Someone asked me to pay a bill using docusign and entering my credit card information into one of those free text boxes They couldn't understand why I refused to do it.
It doesn't really spell out, though, how they differentiate CC info and avoid storing it with the rest of the data in the pdf form. There's just some hand wavy language about "Bank-grade Security". I suspect this means they store the CC data, which would be significantly different from how must online merchants operate.
As someone who has worked on a similar product, I would imagine they only store a token given to them by their payment gateway. The actual CC information is held by the PCI compliant payment gateway, while Docusign can use the token to charge a card without storing compromising information.
Would be good if that were spelled out though. From the outside, you click a link and see a pre-filled PDF, as both the end user and the person that sent the form. There's no obvious magic that it's auto-detecting cc like data and storing it differently than the other fields in the pdf.
With credit cards, you personally do not have much to worry about, since your card issuer holds the ultimate liability for any fraud that occurs. Just be careful to use a credit card (attached to a reversible ledger) and not a debit card (attached to a less-reversible cash account).
This is not an accurate description of the difference between credit cards and offline debit cards with regard to disputed transactions.
In both cases, fraud disputes are handled in the same way. Either the issuer or the account holder suspects fraudulent transactions and the bank engages an investigation in order to determine veracity of the claim.
Where things differ is that the onus of proof for credit card accounts is on the merchant to prove the transaction is legit. When an offline debit card is used, the funds are deducted from the account when the merchant captures funds and, therefore, the onus of proof lies with the card holder to prove it is fraudulent.
Liability, in this context, is non sequitur as fraud claims exist in either scenario and one party or the other must provide proof to support their position. The other, by definition, is responsible for said funds.
I'm not really sure what you mean regarding "a reversible ledger", as this has nothing to do with credit card transactions.

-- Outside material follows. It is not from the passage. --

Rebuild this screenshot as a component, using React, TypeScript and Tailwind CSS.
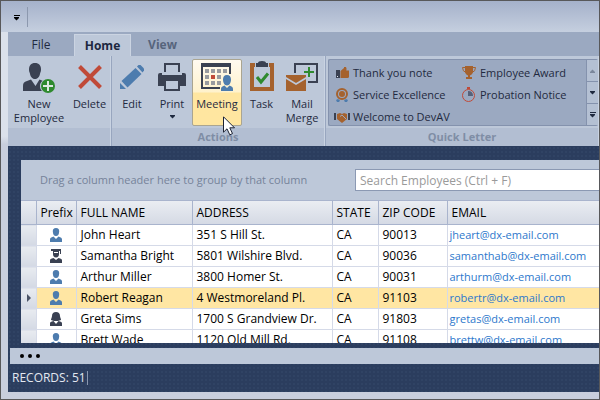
import type { ReactNode } from 'react';
import clsx from 'clsx';

type Icon = () => ReactNode;

const DARK = '#3a4152';
const BLUE = '#4d7cae';
const ORANGE = '#a5622e';
const GREEN = '#2f8a2f';
const RED = '#c04a38';

/* Large ribbon icons */

function NewEmployeeIcon() {
  return (
    <svg className="shrink-0" width="32" height="30" viewBox="0 0 32 30" aria-hidden="true">
      <path
        fill={DARK}
        d="M12 0c4 0 6 2.600 6 6.500 0 1.500-.3 2.500-.8 3.500-.6 3.500-2.200 6-5.200 6s-4.600-2.500-5.200-6C6.300 9 6 8 6 6.500 6 2.600 8 0 12 0z"
      />
      <path fill={DARK} d="M0 28v-5c0-3 1-4.200 4-5l4-1.500 4.500 6.500 4-6.500 3 1.200c-1.800 1.500-2.600 3.200-2.500 5.200 0 2 .6 3.800 2 5.100z" />
      <circle cx="25" cy="23" r="7" fill={GREEN} />
      <path d="M25 18v10M20 23h10" stroke="#dfe9e4" strokeWidth="2" />
    </svg>
  );
}

function DeleteIcon() {
  return (
    <svg className="shrink-0" width="26" height="30" viewBox="0 0 26 30" aria-hidden="true">
      <path d="M2.500 3.500l21 21M23.500 3.500l-21 21" stroke={RED} strokeWidth="4" />
    </svg>
  );
}

function EditIcon() {
  return (
    <svg className="shrink-0" width="26" height="30" viewBox="0 0 26 30" aria-hidden="true">
      <g fill={BLUE}>
        <path d="M1 20l6 6H1z" />
        <path d="M2.500 18L16.500 5l6 6-14 13.500z" />
        <path d="M18 3.500l1.500-1.500h2L25 5.500v2L23.500 9.500z" />
      </g>
    </svg>
  );
}

function PrintIcon() {
  return (
    <svg className="shrink-0" width="28" height="30" viewBox="0 0 28 30" aria-hidden="true">
      <path fill={DARK} d="M6 0h16v9h-2V2H8v7H6z" />
      <path
        fill={DARK}
        fillRule="evenodd"
        d="M2 10h2v2h20v-2h2q2 0 2 2v11h-6v5H6v-5H0V12q0-2 2-2zM8 18v8h12v-8z"
      />
    </svg>
  );
}

function MeetingIcon() {
  return (
    <svg className="shrink-0" width="32" height="30" viewBox="0 0 32 30" aria-hidden="true">
      <path fill={DARK} d="M0 0h30v4H0z" />
      <path fill={DARK} d="M0 4h2v20h17v2H0zM28 4h2v7h-2z" />
      <g fill="#999b9f">
        <path d="M10 6h4v4h-4zM16 6h4v4h-4zM22 6h4v4h-4zM4 12h4v4H4zM16 12h4v4h-4zM4 18h4v4H4zM10 18h4v4h-4zM16 18h4v4h-4zM4 6h4v4H4z" />
      </g>
      <path fill={RED} d="M10 12h4v4h-4z" />
      <path fill={BLUE} d="M26 12c2.800 0 4 2 4 4.500 0 3-1.500 6-4 6s-4-3-4-6c0-2.500 1.200-4.500 4-4.500zM20 28v-2c0-2 1-2.500 3.500-3.500L26 25l2.500-2.500C31 23.500 32 24 32 26v2z" />
    </svg>
  );
}

function TaskIcon() {
  return (
    <svg className="shrink-0 overflow-visible" width="24" height="30" viewBox="0 0 24 30" aria-hidden="true">
      <path fill={ORANGE} fillRule="evenodd" d="M0 0h24v28H0zM4 4v20h16V4z" />
      <path fill="#bdc8d9" d="M5 0h14v5H5z" />
      <path fill={DARK} d="M6 0h2q0-2 4-2t4 2h2v4H6z" />
      <path d="M7 14l4 5 7-8.500" fill="none" stroke={GREEN} strokeWidth="3" />
    </svg>
  );
}

function MailMergeIcon() {
  return (
    <svg className="shrink-0" width="32" height="30" viewBox="0 0 32 30" aria-hidden="true">
      <path d="M9 10V1h22v18h-9" fill="none" stroke={DARK} strokeWidth="2" />
      <path d="M23 4v10M18 9h10" stroke={GREEN} strokeWidth="2" />
      <path fill={ORANGE} d="M0 12h20v2l-10 6L0 14z" />
      <path fill={ORANGE} d="M0 16l10 6 10-6v12H0z" />
    </svg>
  );
}

/* Gallery icons */

function ThumbIcon() {
  return (
    <svg className="shrink-0" width="16" height="16" viewBox="0 0 16 16" aria-hidden="true">
      <path fill={DARK} d="M2 5h4v8H2z" />
      <path fill="#dfe5ee" d="M3 11h1v1H3z" />
      <path fill={ORANGE} d="M6.500 6L10 3V2h2q1 1.500.3 3.500H15V12q-.3 1-1.500 1h-7z" />
    </svg>
  );
}

function MedalIcon() {
  return (
    <svg className="shrink-0" width="16" height="16" viewBox="0 0 16 16" aria-hidden="true">
      <circle cx="8" cy="7" r="5" fill="none" stroke={ORANGE} strokeWidth="2" />
      <circle cx="8" cy="7" r="3" fill={ORANGE} />
      <path fill={BLUE} d="M2 13l2-1 2 1.500L5 15H3zM14 13l-2-1-2 1.500 1 1.500h2z" />
    </svg>
  );
}

function HandshakeIcon() {
  return (
    <svg className="shrink-0" width="16" height="16" viewBox="0 0 16 16" aria-hidden="true">
      <path fill={DARK} d="M0 4h2v7H0zM14 4h2v7h-2z" />
      <path fill={ORANGE} d="M3 5l3-1 2 1 2-1 3 1v5l-5 4-5-4z" />
      <path d="M6 7.500l2-1.500 4 4" fill="none" stroke="#9ba9c1" />
    </svg>
  );
}

function TrophyIcon() {
  return (
    <svg className="shrink-0" width="16" height="16" viewBox="0 0 16 16" aria-hidden="true">
      <path fill={ORANGE} d="M4 1h8v5q0 3-3 4.500V12h2v2H5v-2h2v-1.500Q4 9 4 6z" />
      <path d="M4 2.500H1.500q0 4 3.500 5M12 2.500h2.500q0 4-3.500 5" fill="none" stroke={ORANGE} />
    </svg>
  );
}

function StopwatchIcon() {
  return (
    <svg className="shrink-0" width="16" height="16" viewBox="0 0 16 16" aria-hidden="true">
      <circle cx="7.500" cy="8.500" r="6" fill="none" stroke={RED} />
      <path fill={RED} d="M6 0h3v2H6z" />
      <path fill="#56617a" d="M7 4q5 0 5 5H7z" />
    </svg>
  );
}

/* Prefix icons of the grid */

function ManIcon() {
  return (
    <svg className="mx-auto" width="14" height="14" viewBox="0 0 14 14" aria-hidden="true">
      <path fill={BLUE} d="M7 0c2.400 0 3.300 1.500 3.200 3.500C10 6.500 9 8 7 8S4 6.500 3.800 3.500C3.700 1.500 4.600 0 7 0zM1 14v-2.500c0-1.500 1-2 3.500-3L7 11l2.500-2.500c2.500 1 3.500 1.500 3.500 3V14z" />
    </svg>
  );
}

function GraduateIcon() {
  return (
    <svg className="mx-auto" width="14" height="14" viewBox="0 0 14 14" aria-hidden="true">
      <path fill={DARK} d="M2 0h10v5h-1V2h-1v3c0 2-1 3.500-3 3.500S4 7 4 5V2H2z" />
      <path fill="#fff" d="M5 3h4v1H5z" />
      <path fill={DARK} d="M1 14v-2.500c0-1.500 1-2 3.500-2.500L7 11l2.500-2c2.500.5 3.500 1 3.500 2.500V14z" />
    </svg>
  );
}

function WomanIcon() {
  return (
    <svg className="mx-auto" width="14" height="14" viewBox="0 0 14 14" aria-hidden="true">
      <path fill={DARK} d="M7 0c2.500 0 4 1.500 4 4 0 1.500 1 2.500 1 4L9 9H5L2 8c0-1.500 1-2.500 1-4 0-2.500 1.500-4 4-4z" />
      <path fill={DARK} d="M1 14v-2.500C1 10 2 9.800 4.500 9L7 12l2.500-3c2.500.8 3.500 1 3.500 2.500V14z" />
    </svg>
  );
}

function Caret({ className }: { className?: string }) {
  return (
    <svg className={className} width="7" height="4" viewBox="0 0 7 4" aria-hidden="true">
      <path fill="currentColor" d="M1 0h5v1L3.500 3.500 1 1z" />
    </svg>
  );
}

const employees = [
  { prefix: ManIcon, name: 'John Heart', address: '351 S Hill St.', state: 'CA', zip: '90013', email: 'jheart@dx-email.com' },
  { prefix: GraduateIcon, name: 'Samantha Bright', address: '5801 Wilshire Blvd.', state: 'CA', zip: '90036', email: 'samanthab@dx-email.com' },
  { prefix: ManIcon, name: 'Arthur Miller', address: '3800 Homer St.', state: 'CA', zip: '90031', email: 'arthurm@dx-email.com' },
  { prefix: ManIcon, name: 'Robert Reagan', address: '4 Westmoreland Pl.', state: 'CA', zip: '91103', email: 'robertr@dx-email.com' },
  { prefix: WomanIcon, name: 'Greta Sims', address: '1700 S Grandview Dr.', state: 'CA', zip: '91803', email: 'gretas@dx-email.com' },
  { prefix: ManIcon, name: 'Brett Wade', address: '1120 Old Mill Rd.', state: 'CA', zip: '91108', email: 'brettw@dx-email.com' },
];

const selectedName = 'Robert Reagan';

const letters: { icon: Icon; label: string }[] = [
  { icon: ThumbIcon, label: 'Thank you note' },
  { icon: TrophyIcon, label: 'Employee Award' },
  { icon: MedalIcon, label: 'Service Excellence' },
  { icon: StopwatchIcon, label: 'Probation Notice' },
  { icon: HandshakeIcon, label: 'Welcome to DevAV' },
];

interface RibbonButtonProps {
  icon: Icon;
  label: string;
  width: string;
  menu?: boolean;
  hot?: boolean;
}

function RibbonButton({ icon: ButtonIcon, label, width, menu, hot }: RibbonButtonProps) {
  return (
    <button
      className={clsx(
        'flex h-[67px] shrink-0 flex-col items-center rounded-xs border pt-[3px] leading-[14px]',
        width,
        hot
          ? 'border-[#aaa591] bg-linear-to-b from-[#fffaf0] from-0% via-[#fff2cc] via-49% to-[#ffe6a0] to-51%'
          : 'border-transparent'
      )}
    >
      <ButtonIcon />
      <span className="mt-1">{label}</span>
      {menu && <Caret className="mt-1" />}
    </button>
  );
}

interface RibbonGroupProps {
  title?: string;
  className?: string;
  children: ReactNode;
}

function RibbonGroup({ title, className, children }: RibbonGroupProps) {
  return (
    <section className={clsx('flex flex-col border-r border-[#98a6bf]', className)}>
      <div className="flex h-[72px] border-r border-[#c9d3e2] pt-[3px]">{children}</div>
      <h2 className="h-[18px] border-r border-[#c9d3e2] bg-[#b2bed2] text-center leading-[18px] font-bold text-[#7f8da5]">
        {title}
      </h2>
    </section>
  );
}

export default function App() {
  return (
    <div className="relative flex h-screen flex-col overflow-hidden border border-[#58585a] bg-linear-to-b from-[#dbe1eb] from-34% to-[#c8cedd] to-36% font-['Open_Sans','Noto_Sans',sans-serif] text-[12px] text-[#1f2a40]">
      {/* Title bar */}
      <header className="flex h-[31px] shrink-0 items-center bg-linear-to-b from-[#a5b1ca] to-[#c5cfdf] pl-3">
        <button aria-label="Customize quick access toolbar" className="flex h-4 w-3.5 flex-col text-black">
          <span className="mt-1.5 mb-px ml-px h-px w-1.5 bg-black" />
          <Caret />
        </button>
        <span className="h-5 w-px bg-[#8c98ae]" />
      </header>

      <div className="flex min-h-0 flex-1 flex-col pb-[7px] pl-[7px]">
        {/* Tabs */}
        <nav className="flex h-6 shrink-0 bg-[#9ba9c1] pt-0.5">
          <button className="ml-1 w-[58px]">File</button>
          <button className="ml-1 w-[57px] border border-b-0 border-[#cbd4e2] bg-[#bdc8d9] font-bold text-[#1c2740]">Home</button>
          <button className="w-[63px] font-bold text-[#56647c]">View</button>
        </nav>

        {/* Ribbon */}
        <div className="flex shrink-0 bg-[#bdc8d9] text-[11px]">
          <RibbonGroup className="w-[104px]">
            <RibbonButton icon={NewEmployeeIcon} label="New Employee" width="w-[62px]" />
            <RibbonButton icon={DeleteIcon} label="Delete" width="w-[39px]" />
          </RibbonGroup>
          <RibbonGroup title="Actions" className="w-[214px]">
            <RibbonButton icon={EditIcon} label="Edit" width="w-10" />
            <RibbonButton icon={PrintIcon} label="Print" width="w-10" menu />
            <RibbonButton icon={MeetingIcon} label="Meeting" width="w-[50px]" hot />
            <RibbonButton icon={TaskIcon} label="Task" width="w-[39px]" />
            <RibbonButton icon={MailMergeIcon} label="Mail Merge" width="w-[42px]" />
          </RibbonGroup>
          <RibbonGroup title="Quick Letter" className="min-w-0 flex-1 border-r-0">
            <div className="ml-0.5 flex h-[67px] min-w-0 flex-1 rounded-xs border border-r-0 border-[#8492ad] bg-[#9ba9c1]">
              <ul className="grid flex-1 grid-cols-[127px_1fr] pt-0.5 pl-[5px]">
                {letters.map(({ icon: LetterIcon, label }) => (
                  <li key={label} className="h-[22px]">
                    <button className="flex h-full items-center gap-[3px] whitespace-nowrap">
                      <LetterIcon />
                      {label}
                    </button>
                  </li>
                ))}
              </ul>
              <div className="flex w-3 flex-col divide-y divide-[#8492ad] border-l border-[#8492ad] bg-[#b4c0d3]">
                <button aria-label="Scroll up" className="flex flex-1 items-center justify-center text-[#7b879c]">
                  <Caret className="rotate-180" />
                </button>
                <button aria-label="Scroll down" className="flex flex-1 items-center justify-center">
                  <Caret />
                </button>
                <button aria-label="More letters" className="flex flex-1 flex-col items-center justify-center gap-px">
                  <span className="h-px w-1.5 bg-current" />
                  <Caret />
                </button>
              </div>
            </div>
          </RibbonGroup>
        </div>

        {/* Workspace */}
        <main className="flex min-h-0 flex-1 flex-col bg-[#2b3d5e] bg-[radial-gradient(#304364_1px,transparent_1px)] bg-size-[4px_4px]">
          <div className="mt-3.5 ml-[13px] min-h-0 flex-1 overflow-hidden bg-white">
            <div className="flex h-10 items-center justify-between bg-[#bdc8d9] pl-[19px] text-[#76839a]">
              <span className="text-[11px]">Drag a column header here to group by that column</span>
              <input
                type="search"
                aria-label="Search employees"
                placeholder="Search Employees (Ctrl + F)"
                className="h-[22px] w-[244px] border border-r-0 border-[#8b99b3] bg-white px-1 placeholder:text-[#9a9a9a]"
              />
            </div>
            <table className="w-full table-fixed border-collapse text-black">
              <colgroup>
                <col className="w-[15px]" />
                <col className="w-10" />
                <col className="w-[116px]" />
                <col className="w-[140px]" />
                <col className="w-[46px]" />
                <col className="w-[69px]" />
                <col />
              </colgroup>
              <thead>
                <tr className="h-6 bg-linear-to-b from-[#eaedf2] to-[#d4d9e4] text-left *:border *:border-[#a9b4cd] *:p-0 *:pl-1 *:font-normal *:first:border-l-0 *:last:border-r-0">
                  <th aria-label="Row indicator" />
                  <th>Prefix</th>
                  <th>FULL NAME</th>
                  <th>ADDRESS</th>
                  <th>STATE</th>
                  <th>ZIP CODE</th>
                  <th>EMAIL</th>
                </tr>
              </thead>
              <tbody>
                {employees.map(({ prefix: PrefixIcon, name, address, state, zip, email }) => (
                  <tr
                    key={name}
                    className={clsx(
                      'h-[21px] whitespace-nowrap *:border-r *:border-b *:border-[#d5dae8] *:p-0 *:last:border-r-0',
                      name === selectedName && 'bg-[#ffe6a3]'
                    )}
                  >
                    <td className="bg-linear-to-b from-[#e8ebf0] to-[#d4d9e4]">
                      {name === selectedName && (
                        <svg className="ml-1" width="8" height="8" viewBox="0 0 8 8" aria-label="Current row">
                          <path fill="#4a5366" d="M2 0l4 4-4 4z" />
                        </svg>
                      )}
                    </td>
                    <td><PrefixIcon /></td>
                    <td><span className="pl-1">{name}</span></td>
                    <td><span className="pl-1">{address}</span></td>
                    <td><span className="pl-1">{state}</span></td>
                    <td><span className="pl-1">{zip}</span></td>
                    <td>
                      <a href={`mailto:${email}`} className="pl-0.5 text-[11px] text-[#2d78cc]">{email}</a>
                    </td>
                  </tr>
                ))}
              </tbody>
            </table>
          </div>

          <div className="mt-[5px] ml-0.5 flex h-4 shrink-0 items-center bg-[#bdc8d9]">
            <button aria-label="More views" className="flex gap-1 pl-2.5">
              <span className="size-1 rounded-full bg-black" />
              <span className="size-1 rounded-full bg-black" />
              <span className="size-1 rounded-full bg-black" />
            </button>
          </div>
          <footer className="flex h-7 shrink-0 items-center pl-1 text-[#e3e8f0]">
            RECORDS: 51
            <span className="ml-px h-3.5 w-px bg-[#8a97b0]" />
          </footer>
        </main>
      </div>

      {/* Mouse pointer */}
      <svg className="absolute top-[115px] left-[222px]" width="13" height="20" viewBox="0 0 13 20" aria-hidden="true">
        <path fill="#fff" stroke="#1c2233" d="M.5.800v15.400l3.500-3.400 2.800 6 2.700-1.200-2.700-5.800h4.700z" />
      </svg>
    </div>
  );
}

It's not really that simple either. For the US, there are different paths for liability limits, reporting periods, etc, for the different combinations of credit vs debit and card-present vs card-not-present and Visa vs Mastercard. The rules are a mix of various consumer laws like "Truth in Lending" as well as Visa and MasterCard policy. There are areas where Visa and MC differ in policy.
Your note about "onus on proof lies with the cardholder" is less true for Visa, for example.
Are you sure? I don't know how credit card companies in the US behave, but here in the Netherlands I called up mastercard to ask them whether I am liable for any fraud that occurs if I do something like this (or send credit card info over email, like so many hotels want). The credit card company tells me, yes I am liable for any fraud that occurs, because email and unecrypted text boxes on websites are known to be insecure, and so it can be argued that it's my own fault if credit card fraud occurs.
In AUS it's much like chatmasta says: if its a CC linked a true "credit" account the issuer has the value entirely underwritten. If you can reasonably prove that someone stole it for example, then you'll get your money [credit] back.
If it's linked to a savings account and it's a Visa/MC debit card, for example, then it's a different story. The funds are not insured and so if you loose it it's on you.
Even if the credit card company decides to hold you liable, you're still better off, because they have to follow court procedures and get a judgment against you before they can actually take your money.
With a debit card, the money is just gone and the burden is generally on you to find some way of recovering it from whoever stole it.